PROVIDED DATA:
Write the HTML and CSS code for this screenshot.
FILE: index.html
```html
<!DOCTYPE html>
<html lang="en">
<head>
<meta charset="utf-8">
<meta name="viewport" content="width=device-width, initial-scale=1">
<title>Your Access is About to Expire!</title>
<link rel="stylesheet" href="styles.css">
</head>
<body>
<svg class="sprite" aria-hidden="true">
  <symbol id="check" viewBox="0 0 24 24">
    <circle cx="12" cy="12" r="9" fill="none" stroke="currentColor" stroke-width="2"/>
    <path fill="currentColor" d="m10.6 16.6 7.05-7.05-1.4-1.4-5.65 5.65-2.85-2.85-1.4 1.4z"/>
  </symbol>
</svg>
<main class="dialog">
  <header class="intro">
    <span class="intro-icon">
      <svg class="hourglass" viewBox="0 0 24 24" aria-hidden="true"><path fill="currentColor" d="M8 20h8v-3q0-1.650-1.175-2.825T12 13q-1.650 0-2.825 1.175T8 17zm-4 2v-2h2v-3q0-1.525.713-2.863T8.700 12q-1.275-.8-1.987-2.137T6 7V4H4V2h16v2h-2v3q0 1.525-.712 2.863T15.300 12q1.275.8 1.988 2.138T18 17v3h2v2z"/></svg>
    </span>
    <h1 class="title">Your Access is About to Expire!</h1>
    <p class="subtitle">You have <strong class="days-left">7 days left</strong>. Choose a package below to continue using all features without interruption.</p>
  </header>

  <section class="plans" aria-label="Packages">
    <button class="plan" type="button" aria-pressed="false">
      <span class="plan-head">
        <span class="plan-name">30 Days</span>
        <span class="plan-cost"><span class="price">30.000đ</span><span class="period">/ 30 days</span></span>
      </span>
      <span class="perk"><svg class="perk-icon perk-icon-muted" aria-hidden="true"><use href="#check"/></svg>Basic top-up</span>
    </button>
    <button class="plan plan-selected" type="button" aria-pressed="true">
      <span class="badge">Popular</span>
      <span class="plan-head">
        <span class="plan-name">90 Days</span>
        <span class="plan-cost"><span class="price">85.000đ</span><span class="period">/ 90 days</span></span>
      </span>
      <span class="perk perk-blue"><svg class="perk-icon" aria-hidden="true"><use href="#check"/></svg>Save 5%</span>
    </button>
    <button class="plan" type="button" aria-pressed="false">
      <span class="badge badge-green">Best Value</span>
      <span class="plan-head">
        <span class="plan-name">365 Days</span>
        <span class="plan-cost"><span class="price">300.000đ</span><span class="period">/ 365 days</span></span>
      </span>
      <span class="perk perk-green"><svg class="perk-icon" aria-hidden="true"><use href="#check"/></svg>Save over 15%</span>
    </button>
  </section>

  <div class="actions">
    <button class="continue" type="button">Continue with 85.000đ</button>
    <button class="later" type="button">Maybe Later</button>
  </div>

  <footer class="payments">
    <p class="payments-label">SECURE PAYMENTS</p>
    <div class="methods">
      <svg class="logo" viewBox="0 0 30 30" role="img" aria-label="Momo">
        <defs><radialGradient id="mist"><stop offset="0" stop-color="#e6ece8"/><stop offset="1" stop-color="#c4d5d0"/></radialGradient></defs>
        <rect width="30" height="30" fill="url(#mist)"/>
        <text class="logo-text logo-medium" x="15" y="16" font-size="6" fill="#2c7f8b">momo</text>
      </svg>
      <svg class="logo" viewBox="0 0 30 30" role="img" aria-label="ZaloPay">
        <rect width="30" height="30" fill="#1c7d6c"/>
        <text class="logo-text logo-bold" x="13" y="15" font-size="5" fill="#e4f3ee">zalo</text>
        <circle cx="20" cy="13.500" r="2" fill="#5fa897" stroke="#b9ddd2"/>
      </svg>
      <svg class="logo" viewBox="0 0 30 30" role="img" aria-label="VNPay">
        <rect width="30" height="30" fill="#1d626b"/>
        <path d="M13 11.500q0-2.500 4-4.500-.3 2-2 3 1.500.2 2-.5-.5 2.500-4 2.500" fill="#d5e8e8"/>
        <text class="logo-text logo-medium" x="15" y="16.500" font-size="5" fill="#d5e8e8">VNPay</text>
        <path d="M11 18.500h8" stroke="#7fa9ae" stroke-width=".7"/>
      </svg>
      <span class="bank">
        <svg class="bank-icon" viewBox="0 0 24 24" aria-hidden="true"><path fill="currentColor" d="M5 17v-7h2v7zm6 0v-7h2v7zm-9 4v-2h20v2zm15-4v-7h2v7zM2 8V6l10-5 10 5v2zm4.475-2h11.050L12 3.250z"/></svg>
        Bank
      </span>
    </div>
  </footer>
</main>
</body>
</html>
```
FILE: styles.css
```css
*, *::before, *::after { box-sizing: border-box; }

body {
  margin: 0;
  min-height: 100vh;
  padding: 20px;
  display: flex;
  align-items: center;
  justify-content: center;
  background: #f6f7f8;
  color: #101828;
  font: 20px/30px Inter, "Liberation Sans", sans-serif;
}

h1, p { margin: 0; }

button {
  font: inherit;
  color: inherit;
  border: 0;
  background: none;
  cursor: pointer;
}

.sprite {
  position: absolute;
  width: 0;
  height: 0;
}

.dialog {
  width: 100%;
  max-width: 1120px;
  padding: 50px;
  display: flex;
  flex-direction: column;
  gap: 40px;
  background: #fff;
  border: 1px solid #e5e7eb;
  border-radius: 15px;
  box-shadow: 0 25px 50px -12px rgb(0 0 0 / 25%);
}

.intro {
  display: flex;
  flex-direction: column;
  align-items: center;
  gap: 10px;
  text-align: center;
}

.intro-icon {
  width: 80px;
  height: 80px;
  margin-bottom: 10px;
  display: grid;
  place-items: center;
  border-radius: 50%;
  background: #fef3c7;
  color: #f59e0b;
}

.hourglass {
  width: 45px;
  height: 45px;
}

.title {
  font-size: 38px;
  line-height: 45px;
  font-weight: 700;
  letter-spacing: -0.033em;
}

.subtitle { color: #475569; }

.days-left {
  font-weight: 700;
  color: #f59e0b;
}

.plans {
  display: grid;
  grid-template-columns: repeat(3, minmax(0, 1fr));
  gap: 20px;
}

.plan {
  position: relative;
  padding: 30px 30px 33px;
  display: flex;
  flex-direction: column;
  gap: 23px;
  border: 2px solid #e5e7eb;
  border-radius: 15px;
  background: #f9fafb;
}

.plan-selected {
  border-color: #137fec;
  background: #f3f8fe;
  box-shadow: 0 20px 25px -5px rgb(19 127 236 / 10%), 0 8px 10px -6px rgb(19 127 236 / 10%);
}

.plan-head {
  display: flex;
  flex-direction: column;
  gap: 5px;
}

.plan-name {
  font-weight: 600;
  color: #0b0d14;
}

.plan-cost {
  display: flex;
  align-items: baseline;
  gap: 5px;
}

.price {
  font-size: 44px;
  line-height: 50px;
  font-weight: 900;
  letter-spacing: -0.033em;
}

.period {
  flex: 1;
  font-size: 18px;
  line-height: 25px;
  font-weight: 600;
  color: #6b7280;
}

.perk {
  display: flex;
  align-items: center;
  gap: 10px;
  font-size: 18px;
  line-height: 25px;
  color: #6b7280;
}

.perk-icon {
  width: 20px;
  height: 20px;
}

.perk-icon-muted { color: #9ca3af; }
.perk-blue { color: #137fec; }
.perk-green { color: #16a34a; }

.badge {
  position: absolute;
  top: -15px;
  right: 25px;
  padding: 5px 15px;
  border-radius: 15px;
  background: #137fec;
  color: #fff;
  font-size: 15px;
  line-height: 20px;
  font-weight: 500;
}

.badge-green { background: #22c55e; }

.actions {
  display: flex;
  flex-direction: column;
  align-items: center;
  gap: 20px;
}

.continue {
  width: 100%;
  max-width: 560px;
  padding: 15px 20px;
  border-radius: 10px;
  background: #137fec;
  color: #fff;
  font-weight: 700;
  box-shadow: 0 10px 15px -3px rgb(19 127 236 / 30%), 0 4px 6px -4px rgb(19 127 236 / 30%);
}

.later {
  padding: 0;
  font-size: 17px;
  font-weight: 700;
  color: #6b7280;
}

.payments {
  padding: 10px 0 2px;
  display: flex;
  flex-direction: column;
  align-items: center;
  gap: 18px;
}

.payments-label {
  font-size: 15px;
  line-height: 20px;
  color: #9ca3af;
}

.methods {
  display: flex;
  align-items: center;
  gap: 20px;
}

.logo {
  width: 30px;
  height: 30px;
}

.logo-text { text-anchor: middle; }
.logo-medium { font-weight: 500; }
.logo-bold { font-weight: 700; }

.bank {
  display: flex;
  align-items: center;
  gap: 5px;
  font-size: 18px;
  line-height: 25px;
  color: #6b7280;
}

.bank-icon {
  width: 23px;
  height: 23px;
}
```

---

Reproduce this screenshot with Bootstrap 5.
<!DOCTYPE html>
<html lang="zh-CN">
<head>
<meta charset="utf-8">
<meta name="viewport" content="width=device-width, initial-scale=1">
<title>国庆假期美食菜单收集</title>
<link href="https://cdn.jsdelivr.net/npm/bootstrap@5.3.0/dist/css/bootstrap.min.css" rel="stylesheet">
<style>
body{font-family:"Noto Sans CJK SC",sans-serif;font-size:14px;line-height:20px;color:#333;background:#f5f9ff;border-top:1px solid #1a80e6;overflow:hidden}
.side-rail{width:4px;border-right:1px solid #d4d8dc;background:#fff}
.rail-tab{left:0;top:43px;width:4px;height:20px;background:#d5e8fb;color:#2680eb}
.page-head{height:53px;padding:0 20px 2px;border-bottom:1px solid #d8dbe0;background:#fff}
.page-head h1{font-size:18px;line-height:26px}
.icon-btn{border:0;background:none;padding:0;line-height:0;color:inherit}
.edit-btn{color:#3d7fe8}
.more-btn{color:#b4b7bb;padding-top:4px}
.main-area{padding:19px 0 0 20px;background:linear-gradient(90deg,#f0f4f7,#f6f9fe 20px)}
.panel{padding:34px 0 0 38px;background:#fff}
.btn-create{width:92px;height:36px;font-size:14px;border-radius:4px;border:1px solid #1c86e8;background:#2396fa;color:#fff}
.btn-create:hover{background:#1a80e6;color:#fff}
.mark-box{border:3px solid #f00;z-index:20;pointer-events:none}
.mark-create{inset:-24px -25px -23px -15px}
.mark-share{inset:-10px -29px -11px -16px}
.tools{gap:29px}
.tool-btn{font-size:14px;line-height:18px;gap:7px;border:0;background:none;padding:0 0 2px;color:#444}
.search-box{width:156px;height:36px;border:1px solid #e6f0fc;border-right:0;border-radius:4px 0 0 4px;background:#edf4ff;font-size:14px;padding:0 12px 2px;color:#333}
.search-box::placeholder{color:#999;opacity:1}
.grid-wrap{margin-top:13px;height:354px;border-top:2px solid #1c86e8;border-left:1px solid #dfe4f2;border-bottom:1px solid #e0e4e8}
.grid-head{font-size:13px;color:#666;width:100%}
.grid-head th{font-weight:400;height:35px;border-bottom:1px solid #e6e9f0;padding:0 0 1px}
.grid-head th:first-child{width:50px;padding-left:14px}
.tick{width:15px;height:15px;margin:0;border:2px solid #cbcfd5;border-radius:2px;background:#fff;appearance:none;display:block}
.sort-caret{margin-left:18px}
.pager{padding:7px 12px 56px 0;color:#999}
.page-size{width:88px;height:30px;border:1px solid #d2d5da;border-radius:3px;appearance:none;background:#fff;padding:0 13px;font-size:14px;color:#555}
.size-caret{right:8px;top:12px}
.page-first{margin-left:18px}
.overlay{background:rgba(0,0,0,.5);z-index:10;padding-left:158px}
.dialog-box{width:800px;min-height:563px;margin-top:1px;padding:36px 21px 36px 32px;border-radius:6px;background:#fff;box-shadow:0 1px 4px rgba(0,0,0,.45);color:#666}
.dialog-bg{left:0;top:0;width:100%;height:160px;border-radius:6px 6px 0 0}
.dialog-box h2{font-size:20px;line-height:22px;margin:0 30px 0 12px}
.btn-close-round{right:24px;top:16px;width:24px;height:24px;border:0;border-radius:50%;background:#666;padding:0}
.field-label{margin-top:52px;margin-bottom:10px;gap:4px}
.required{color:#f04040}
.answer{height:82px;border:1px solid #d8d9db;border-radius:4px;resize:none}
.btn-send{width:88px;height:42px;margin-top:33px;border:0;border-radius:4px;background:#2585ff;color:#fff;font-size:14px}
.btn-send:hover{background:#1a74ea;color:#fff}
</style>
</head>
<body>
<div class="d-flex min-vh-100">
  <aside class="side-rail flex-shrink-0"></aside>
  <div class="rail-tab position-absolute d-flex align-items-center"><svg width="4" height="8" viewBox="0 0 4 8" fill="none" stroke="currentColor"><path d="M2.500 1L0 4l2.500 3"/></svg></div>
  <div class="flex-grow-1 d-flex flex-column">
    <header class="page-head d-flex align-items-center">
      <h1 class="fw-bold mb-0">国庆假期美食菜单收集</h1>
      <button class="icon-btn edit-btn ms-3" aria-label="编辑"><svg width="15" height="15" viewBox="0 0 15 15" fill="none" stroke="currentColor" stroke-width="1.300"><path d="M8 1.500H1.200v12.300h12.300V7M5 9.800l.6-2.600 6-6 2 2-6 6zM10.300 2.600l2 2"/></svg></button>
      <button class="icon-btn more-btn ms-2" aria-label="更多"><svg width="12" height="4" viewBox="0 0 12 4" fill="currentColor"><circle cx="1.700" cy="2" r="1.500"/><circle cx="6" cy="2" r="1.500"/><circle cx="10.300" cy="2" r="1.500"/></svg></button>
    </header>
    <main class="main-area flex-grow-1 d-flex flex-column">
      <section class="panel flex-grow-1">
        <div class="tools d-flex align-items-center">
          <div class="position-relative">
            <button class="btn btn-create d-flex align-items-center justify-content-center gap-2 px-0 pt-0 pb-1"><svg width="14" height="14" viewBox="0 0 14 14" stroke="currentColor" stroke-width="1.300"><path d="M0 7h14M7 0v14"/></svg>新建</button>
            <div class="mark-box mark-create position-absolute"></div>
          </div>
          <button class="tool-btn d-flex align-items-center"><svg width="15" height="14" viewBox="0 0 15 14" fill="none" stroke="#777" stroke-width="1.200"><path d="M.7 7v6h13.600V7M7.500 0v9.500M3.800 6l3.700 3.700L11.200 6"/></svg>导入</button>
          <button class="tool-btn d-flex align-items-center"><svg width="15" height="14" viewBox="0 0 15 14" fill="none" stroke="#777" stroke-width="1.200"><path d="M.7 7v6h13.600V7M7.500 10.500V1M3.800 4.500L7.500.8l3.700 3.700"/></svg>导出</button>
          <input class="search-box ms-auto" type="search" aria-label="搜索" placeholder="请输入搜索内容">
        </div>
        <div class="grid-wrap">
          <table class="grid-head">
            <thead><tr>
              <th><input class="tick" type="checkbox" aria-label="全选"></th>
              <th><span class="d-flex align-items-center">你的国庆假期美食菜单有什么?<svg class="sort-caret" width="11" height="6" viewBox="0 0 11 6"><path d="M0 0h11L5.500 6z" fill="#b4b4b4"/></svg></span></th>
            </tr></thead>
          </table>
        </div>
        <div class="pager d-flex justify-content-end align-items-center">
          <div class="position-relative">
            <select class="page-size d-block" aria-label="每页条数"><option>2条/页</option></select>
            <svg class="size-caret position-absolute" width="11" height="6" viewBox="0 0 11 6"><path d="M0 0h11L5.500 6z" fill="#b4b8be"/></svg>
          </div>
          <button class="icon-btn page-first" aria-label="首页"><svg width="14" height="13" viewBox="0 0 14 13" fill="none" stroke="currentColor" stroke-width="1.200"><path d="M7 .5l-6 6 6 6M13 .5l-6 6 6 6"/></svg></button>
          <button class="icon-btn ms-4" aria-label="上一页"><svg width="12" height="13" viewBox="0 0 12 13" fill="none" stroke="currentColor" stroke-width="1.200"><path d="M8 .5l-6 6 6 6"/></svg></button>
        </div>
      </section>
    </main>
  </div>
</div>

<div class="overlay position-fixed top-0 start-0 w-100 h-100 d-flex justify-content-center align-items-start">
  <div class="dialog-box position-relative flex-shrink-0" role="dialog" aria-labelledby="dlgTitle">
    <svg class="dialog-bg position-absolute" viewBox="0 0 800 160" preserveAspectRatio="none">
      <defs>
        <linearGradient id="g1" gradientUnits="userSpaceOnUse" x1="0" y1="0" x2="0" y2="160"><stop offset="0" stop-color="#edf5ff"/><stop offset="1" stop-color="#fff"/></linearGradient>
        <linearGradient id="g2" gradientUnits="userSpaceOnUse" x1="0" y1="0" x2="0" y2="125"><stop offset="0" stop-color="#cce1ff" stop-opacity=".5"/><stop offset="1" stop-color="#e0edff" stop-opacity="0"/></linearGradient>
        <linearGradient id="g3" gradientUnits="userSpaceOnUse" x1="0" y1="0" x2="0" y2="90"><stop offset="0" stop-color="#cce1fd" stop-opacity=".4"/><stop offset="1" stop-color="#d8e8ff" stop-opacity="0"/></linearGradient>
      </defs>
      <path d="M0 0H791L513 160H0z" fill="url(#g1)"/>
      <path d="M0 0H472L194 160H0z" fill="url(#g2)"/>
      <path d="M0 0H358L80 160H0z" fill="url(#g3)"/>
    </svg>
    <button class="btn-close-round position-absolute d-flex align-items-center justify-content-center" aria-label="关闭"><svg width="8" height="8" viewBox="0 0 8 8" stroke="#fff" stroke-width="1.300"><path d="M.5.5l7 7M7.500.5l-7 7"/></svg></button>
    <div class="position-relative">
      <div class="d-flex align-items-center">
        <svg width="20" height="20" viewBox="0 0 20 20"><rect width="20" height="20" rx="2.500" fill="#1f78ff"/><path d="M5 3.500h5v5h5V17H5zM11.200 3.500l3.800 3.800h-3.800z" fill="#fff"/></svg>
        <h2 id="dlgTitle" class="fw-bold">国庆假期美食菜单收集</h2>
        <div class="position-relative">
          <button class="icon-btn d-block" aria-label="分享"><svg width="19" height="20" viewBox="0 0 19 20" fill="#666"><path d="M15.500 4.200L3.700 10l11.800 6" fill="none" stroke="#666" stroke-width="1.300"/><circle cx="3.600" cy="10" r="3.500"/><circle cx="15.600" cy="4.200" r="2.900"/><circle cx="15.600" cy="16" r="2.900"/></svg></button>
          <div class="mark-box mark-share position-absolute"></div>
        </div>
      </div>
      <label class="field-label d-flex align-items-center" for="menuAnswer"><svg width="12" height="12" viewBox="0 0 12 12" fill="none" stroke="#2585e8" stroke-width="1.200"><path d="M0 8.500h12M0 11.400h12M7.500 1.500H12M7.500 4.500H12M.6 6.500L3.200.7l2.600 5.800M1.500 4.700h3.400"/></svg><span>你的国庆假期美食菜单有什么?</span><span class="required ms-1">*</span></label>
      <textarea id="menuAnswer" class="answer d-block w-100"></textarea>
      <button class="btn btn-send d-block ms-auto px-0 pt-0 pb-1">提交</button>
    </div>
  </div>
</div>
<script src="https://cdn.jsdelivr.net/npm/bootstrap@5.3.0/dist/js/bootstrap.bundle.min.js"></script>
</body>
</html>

PROBLEM:
The answer should be a single number: the count of lines in the data that include the string "this".

WRITTEN ANSWER:
2